The announcer’s voice drifted in and out of the static, dryly cataloguing the progress of the war in Europe. Stravinsky trusted only the BBC Overseas Service, but reception was sketchy at best. He listened intently. When the news turned to Russia, he got up with his box of pins and went to the map. Yet again, he was forced to push new pins deeper into the bleeding body of the motherland. The Germans had made new advances, conquering almost incredible stretches of territory. Cities, towns, villages, lakes and farmland were now behind German lines.

He moved the coloured ribbons into their new places, watched by Vera’s large and lustrous hazel eyes. His scowl deepened minute by minute. Then something that the announcer said caught his attention. He peered over his long nose at the map and stabbed a point with his finger.

‘Did you hear that?’

‘I heard the usual catalogue of disasters.’

‘No, no, Vera. They have been checked here, at Novgorod, near the lake. The announcer says their troops are exhausted.’ He turned to her, his spectacles flashing triumphantly. ‘They’ve gone too far, too fast. It’s the mistake Napoleon made before them. Now they are depleted, far from their supply lines, overwhelmed by the vastness of the country. Here they will sit to recover; and then the rains will come. And then the snow.’

She was a beautiful, stately woman with a dancer’s fluidity of movement. She slipped down into the armchair he had vacated, crossing her ankles on the arm. She inspected him over her peep-toe wedges. ‘The snow is months away yet, Igor.’

‘But it will come.’ He laid down the box of pins and smacked his fist into the palm of the other hand. ‘By God, it will come. And then we will show these Nazis how Russians can fight.’

She smiled her soft, voluptuous smile. ‘We, Igor? Who is this we? For years you’ve been telling everyone you are French. Then you said America was your home. Now you are suddenly Russian again?’

‘I am French,’ he said, ‘and America is my home.’ He struck his chest. ‘But this is Russian.’

‘Your very nice Argyll sweater? As I recall, it came from Bloomingdales.’

‘My heart.
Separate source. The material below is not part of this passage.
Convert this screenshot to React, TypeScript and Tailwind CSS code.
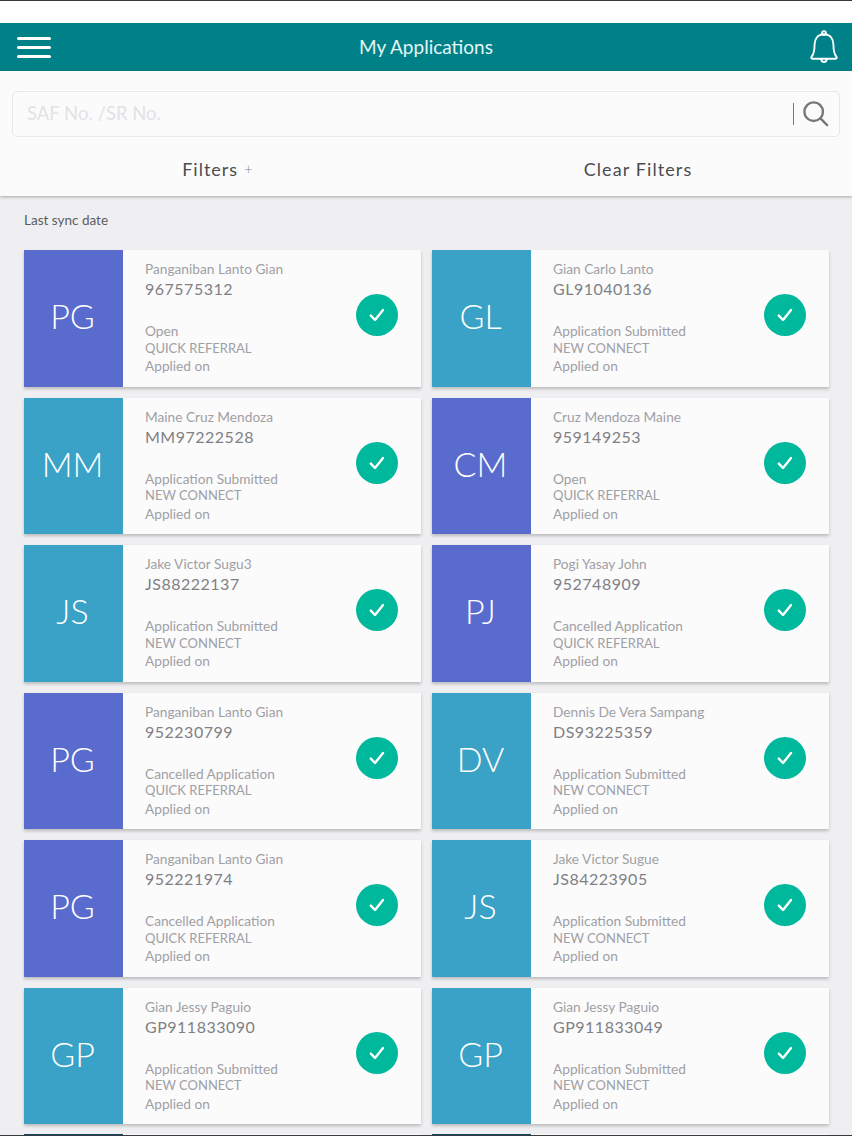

My soul. Why do you mock me?’

‘Only because you have been abusing Russia for the past thirty years. You have been telling everyone it was bad to start with, and the Revolution has made it even worse.’

‘All that is true.’ He came back to her, and they lit the cigarettes which they tried to restrict to five a day. ‘But a man can have only one birthplace, one motherland. And the motherland is the most important circumstance in his life.’ He exhaled a cloud of smoke into the sunlight that streamed through the window. ‘The right to abuse Russia is mine, and mine alone, because Russia is mine and I love it. I give nobody else the right to abuse Russia. Especially not the Nazi swine.’

‘So you are Russian again.’

He gestured at the map, festooned with pins and lines. ‘While this is happening, I am fully Russian again.’ He puffed at his cigarette. ‘I am going to start on a new work.’

‘But, darling, you’ve just finished something very important. You need to rest.’

‘I’ve never felt fitter,’ he retorted. ‘I’m going to write a symphony to celebrate the defeat of Hitler.’

They had a late lunch with their hosts, the banker Arthur Sachs and his charming French wife Georgette, and then were joined by some visitors, including Robert and Mildred Bliss, for whom Stravinsky had written the Dumbarton Oaks Concerto, and Katharine Wolff. By common consent, seeing it was such a lovely afternoon, they drove down to the beach, and walked along the sand in two groups. Stravinsky strolled ahead with the Sachses and the Blisses, while Vera followed with Katharine at a distance.